After COS conference I went up with Emily up to Sheki one last time, which is, in my opinion, Azerbaijan's biggest draw. There are a couple major historical buildings here, and guidebooks consistently mention that if you have time to visit any place in Azerbaijan besides Baku-make the trip up to Sheki. We specifically went for a touristy weekend, visiting the beautiful Xan Saray, and staying at the extremely old and wonderfully converted Karavan Saray.
And, of course, helped with a Peace Corps project. While there we helped with Azerbaijan's first destination charity run, a 10K race just outside the city, in the mountains' forest. The weather was pretty miserable, almost comedic in how much it rained, and many teams arrived from neighboring rayons only to immediately turn around, but even still this race managed to raise close to 700 manat for the newly formed National Girls Club in Azerbaijan. I imagine next year, (inshallah with nicer weather), will be a massive success.

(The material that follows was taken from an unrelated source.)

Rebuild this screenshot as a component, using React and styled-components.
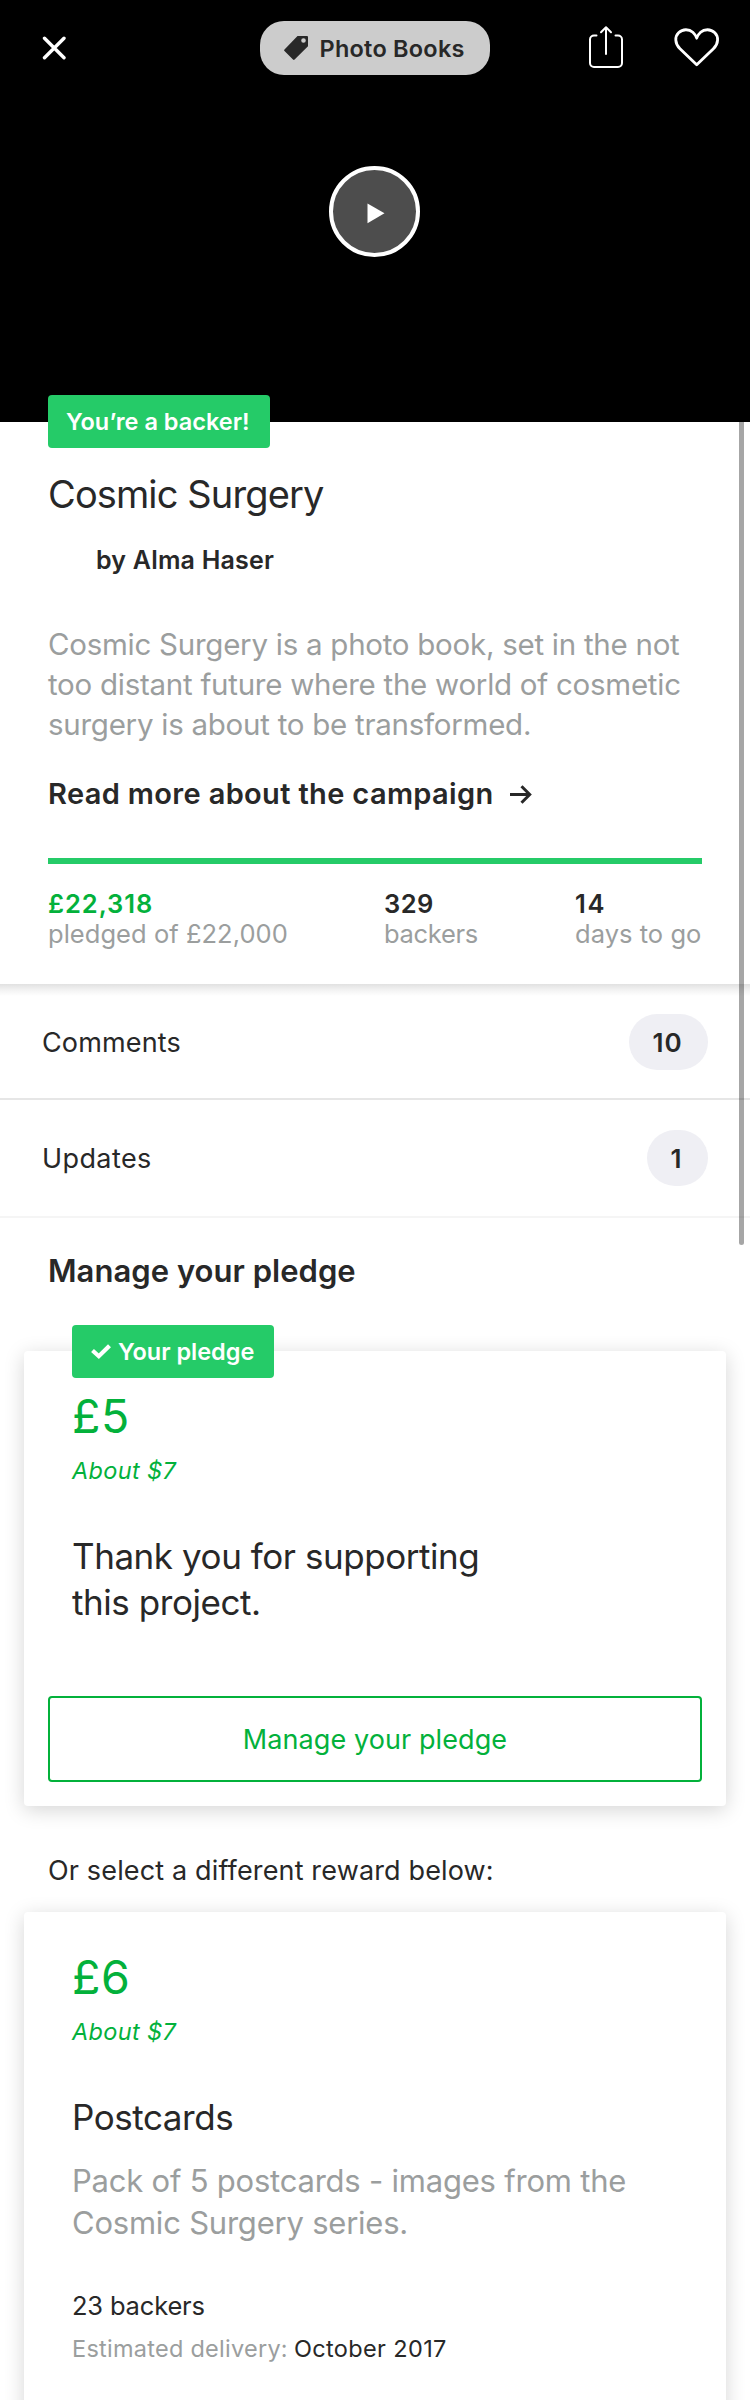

After the race was run, as we were saying goodbyes to the other volunteers who helped, something strange happened. It suddenly became a real 'goodbye'. Leaving COS, I was aware of volunteers that I would most likely not see before my end of service, but those were volunteers I never really formed a relationship with. Leaving Sheki, I was leaving volunteers that I am friends with and as we compared our schedules for the remaining two months, we realized its very likely we won't see each other before leaving the country.
Its like a repeat of two years ago, when, after getting dinner with friends, we realized that the goodbye being said wasn't just for the night, but potentially for the next couple years. The first few times that happened, it was a pretty heady experience and after two years of building friendships, its been a similar surprise.
This realization transforms my service. Truly its now the end of service phase. Suddenly I'm thinking about how long its been since I've guested at my counterparts house and how I need to do that more frequently. I'm figuring out how to best say goodbye to my school so that we'll part ways on the best of terms. I'm realizing that those Azeri friends, who's calls I sometimes screen because I'm too tired, will soon enough no longer be able to call.
I still have plenty of opportunities in the next couple months to see friends all over the country. I still have a camp to help with, a film festival to attend, and PSN training-all of which are happening in the next couple weeks. Beyond that I have teacher trainings in three different cities, plus whatever miscellaneous events might pop up. And each of these events will be accompanied by a comparing of schedules and realizing that 'hey! we're not going to see each other again!'. I'm ready for these goodbyes. What strikes me is how close I am to those conversations with my Azeri friends here in Khachmaz as well.
After an extremely self-involved (and needed) summer, fall will see me look towards the others who have made my life pretty good in Azerbaijan. My American friends I'll see again. It may be months or it may be years, but I can say I'll see Emily, Glendene, and Mercedes again with the same confidence I can say I'll see Nick, Margaret, or Evan again. My Azerbaijani friends-well I don't know. Before COS, there was no pressure to think about goodbyes. Now, its all I can think about.